Even by the early 1980s timber management was still the theme of most forest management textbooks. Most made an effort to acknowledge other resources, but when the textbook shifted to problem solving, timber seemed to dominate the discussion. However, textbooks can also be ahead of their times. In the late 1960s the Society of American Foresters and the various forestry schools cosponsored the Forestry Curriculum Development Project that was about integrated forest management and the “whole forest”. It resulted in a new forest management textbook [
45] that “spanned the array of renewable resources, addressed economic, political, social, personnel, and decision-making themes; and even spoke explicitly about the forest as a single system in a hierarchy of systems” [
46]. The book on integrated forest management required integrated teaching and this “threatened the heritage and sanctity of the individual professor’s autonomous course” and the book was attacked for being insufficiently rigorous [
46]. The established textbook using the sustained yield paradigm was safe from the integrated approach, at least for the time-being.
Soon after the integrated management textbook, a textbook tying classic timber management to modern linear programming and other quantitative approaches appeared [
47]. It used the same concepts Pinchot used [
46]: fully regulated forest, “maximum sustainable harvest,” and “sustainable equilibrium harvest”. The textbook made no apology for being single resource oriented. Other forest management textbooks only touched on resources other than timber [
48].
In 1987 the first forest management textbook to clearly consider non-timber resources as part of the decision-making process was produced [
49]. The preface to the textbook states that a change has occurred and multiple-use forestry was now an integral part of a forest management textbook:
“Our revision of Kenneth Davis’s “Forest Management: Regulation and Valuation,” second edition reflects three fundamental shifts in the tenets of forest management: (1) the new dominance of economic and social goals as the determinants of forest management choices, (2) the necessity of private and, especially, public managers to consider all timber management decisions in the context of a larger, socially defined, multiple use management problem, and (3) the need to justify, based on quantitative analysis, that management recommendations, decisions, and plans satisfy owner constraints and are the best of the alternative choices. Technologically, it was our good fortune that the computer came along just in time to help us with the enormous amount of quantitative analysis needed to satisfy these shifts. But computers are also now an everyday part of our professional lives”.
Behan [
46] called this a “marginal improvement” in forest management textbooks that did recognize “a forest is more than trees”. When he analyzed the textbook he found the “normal science” of classical forest regulation and not a “paradigmatic breakthrough”.
4. A Fundamental Shift
Behan [
46] described the shift to a systems approach to forest management planning that was multiresource-based and about the same time the mathematical models available to planners advanced to meet the need. During the 1970s mathematical programming, in particular linear programming, began to enter the realm of forest management courses. All of the forest management textbooks of the 1980s were essentially applied linear programming textbooks. Some are developed from course notes of the late 1960s and 1970s where linear programming was introduced outside of the regular forest management textbooks [
50], and some centered on broader natural resources issues [
51]. Linear programming was a mathematical technique to maximize or minimize a linear objective function (usually to maximize timber output or profit or minimize costs of production). The advantage was that timber production goals could be maximized while conforming to non-timber constraints or non-timber goals could be maximized while timber production goals were being met.
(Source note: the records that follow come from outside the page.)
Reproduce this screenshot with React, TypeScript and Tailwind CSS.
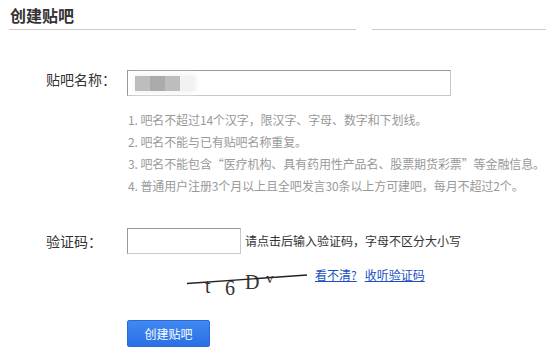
const FONT = "font-['Noto_Sans_CJK_SC','Liberation_Sans',sans-serif]";

const RULES = [
  "1. 吧名不超过14个汉字，限汉字、字母、数字和下划线。",
  "2. 吧名不能与已有贴吧名称重复。",
  "3. 吧名不能包含“医疗机构、具有药用性产品名、股票期货彩票”等金融信息。",
  "4. 普通用户注册3个月以上且全吧发言30条以上方可建吧，每月不超过2个。",
];

function Captcha() {
  return (
    <svg width="120" height="34" viewBox="0 0 120 34" className="shrink-0 overflow-visible">
      <g fill="#333" fontFamily="'Liberation Serif', serif">
        <text x="18" y="28" fontSize="20">t</text>
        <text x="38" y="30" fontSize="20">6</text>
        <text x="58" y="24" fontSize="20">D</text>
        <text x="79" y="18" fontSize="15">v</text>
      </g>
      <line x1="0" y1="18.5" x2="120" y2="10" stroke="#222" strokeWidth="1.3" />
    </svg>
  );
}

export default function App() {
  return (
    <div className={`w-[546px] h-[355px] bg-white overflow-hidden text-[#333] ${FONT}`}>
      {/* Title */}
      <div className="h-[29px] pl-[10px] pt-[4px] text-[16px] leading-[22px] font-bold text-[#333]">
        创建贴吧
      </div>
      <div className="flex h-px">
        <div className="ml-[9px] w-[347px] bg-[#cccccc]" />
        <div className="ml-[16px] flex-1 bg-[#cccccc]" />
      </div>

      {/* Name */}
      <div className="mt-[40px] flex items-start">
        <div className="w-[127px] pl-[46px] text-[14px] leading-[18px]">贴吧名称：</div>
        <div className="w-[324px] h-[26px] border border-t-[#999] border-l-[#999] border-r-[#c8c8c8] border-b-[#c8c8c8] flex items-center pl-[7px]">
          <div className="flex h-[15px] rounded-sm shadow-[0_0_4px_3px_#f7f7f7]">
            <div className="w-[15px] bg-[#bdbdbd]" />
            <div className="w-[15px] bg-[#ababab]" />
            <div className="w-[15px] bg-[#bdbdbd]" />
            <div className="w-[15px] bg-[#f2f2f2]" />
          </div>
        </div>
      </div>

      {/* Rules */}
      <ul className="mt-[13px] pl-[128px] pr-[2px] text-[12px] leading-[22px] text-[#999]">
        {RULES.map((r) => (
          <li key={r} className="whitespace-nowrap tracking-[-0.1px]">
            {r}
          </li>
        ))}
      </ul>

      {/* Captcha */}
      <div className="mt-[31px] flex items-center">
        <div className="w-[127px] pl-[46px] text-[14px] leading-[18px]">验证码：</div>
        <div className="w-[114px] h-[26px] border border-t-[#999] border-l-[#999] border-r-[#c8c8c8] border-b-[#c8c8c8]" />
        <span className="ml-[4px] text-[12px] text-[#333]">请点击后输入验证码，字母不区分大小写</span>
      </div>
      <div className="mt-[11px] flex items-start pl-[187px]">
        <Captcha />
        <div className="ml-[8px] flex gap-[8px] text-[12px] leading-[20px]">
          <a className="text-[#1a4fc4] underline cursor-pointer">看不清?</a>
          <a className="text-[#1a4fc4] underline cursor-pointer">收听验证码</a>
        </div>
      </div>

      {/* Submit */}
      <div className="mt-[21px] pl-[127px]">
        <button className="w-[83px] h-[27px] rounded-[2px] border border-[#2a68d8] bg-gradient-to-b from-[#4189f3] to-[#2a6fe5] text-white text-[12px] leading-[25px]">
          创建贴吧
        </button>
      </div>
    </div>
  );
}
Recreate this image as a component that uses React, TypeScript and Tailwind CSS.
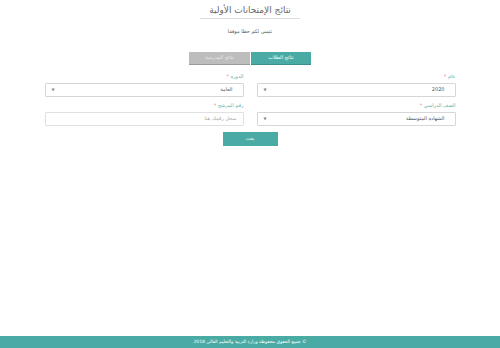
import React from "react";

const font = { fontFamily: '"DejaVu Sans", "Noto Sans", sans-serif' };

function Label({ text }: { text: string }) {
  return (
    <div className="text-[5px] leading-[6px] text-[#5bb3ad] mb-[4px] h-[6px]">
      {text} <span className="text-[#e88]">*</span>
    </div>
  );
}

function Select({ value }: { value: string }) {
  return (
    <div className="h-[14px] border border-[#d6d6d6] rounded-[1px] bg-white flex items-center justify-between pr-[10px] pl-[6px] text-[5px] text-[#555]">
      <span>{value}</span>
      <span className="text-[4px] text-[#888]">▼</span>
    </div>
  );
}

export default function App() {
  return (
    <div dir="rtl" style={font} className="w-[500px] h-[348px] bg-white flex flex-col">
      <div className="flex flex-col items-center flex-1">
        <div className="text-[9px] leading-[10px] text-[#666] mt-[5px]">نتائج الإمتحانات الأولية</div>
        <div className="w-[100px] h-px bg-[#dcdcdc] mt-[3px]" />
        <div className="text-[5px] text-[#555] mt-[9px] leading-[6px]">نتمنى لكم حظا موفقا</div>
        <div className="flex mt-[18px] h-[13px]">
          <div className="w-[60px] bg-[#4aaba4] text-white text-[5px] flex items-center justify-center border-b border-[#3a8f89]">نتائج الطلاب</div>
          <div className="w-[61px] bg-[#bdbdbd] text-[#e8e8e8] text-[5px] flex items-center justify-center border-b border-[#9a9a9a] mr-px">نتائج المدرسة</div>
        </div>
        <div className="w-[411px] grid grid-cols-2 gap-x-[13px] mt-[8px]">
          <div>
            <Label text="عام" />
            <Select value="2020" />
          </div>
          <div>
            <Label text="الدورة" />
            <Select value="العامة" />
          </div>
          <div className="mt-[5px]">
            <Label text="الصف الدراسي" />
            <Select value="الشهادة المتوسطة" />
          </div>
          <div className="mt-[5px]">
            <Label text="رقم المرشح" />
            <div className="h-[14px] border border-[#e0e0e0] rounded-[1px] bg-white flex items-center px-[6px] text-[5px] text-[#aaa]">
              سجل رقمك هنا
            </div>
          </div>
        </div>
        <div className="mt-[6px] w-[55px] h-[14px] bg-[#4aaba4] text-white text-[4.5px] flex items-center justify-center">بحث</div>
      </div>
      <div className="h-[12px] bg-[#4aaba4] text-white text-[4.5px] flex items-center justify-center">
        © جميع الحقوق محفوظة وزارة التربية والتعليم العالي 2018
      </div>
    </div>
  );
}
Forest resource management planning was no longer limited to single goals. Quantitative methods existed to consider specific landowners’ objectives subject to specific constraints [
52]. This meant the complexity of forest resource management planning could increase. Now timber production could be analyzed in the context of other resources, either as the primary objective, or as a secondary objective. Without the quantitative tools that became widely available after World War II and the modern computer, forest management planning would have had a much more difficult transition to multiple-use forestry.
The 1990s were marked by the USDA Forest Service’s commitment to develop an ecosystem approach to managing multiple uses on national forest lands [
5]. Dale Robertson, then Chief of the Forest Service, described it as meaning [
53] “that we must blend the needs of people and environmental values in such a way that national forests and grasslands represent diverse, healthy, productive, and sustainable ecosystems”.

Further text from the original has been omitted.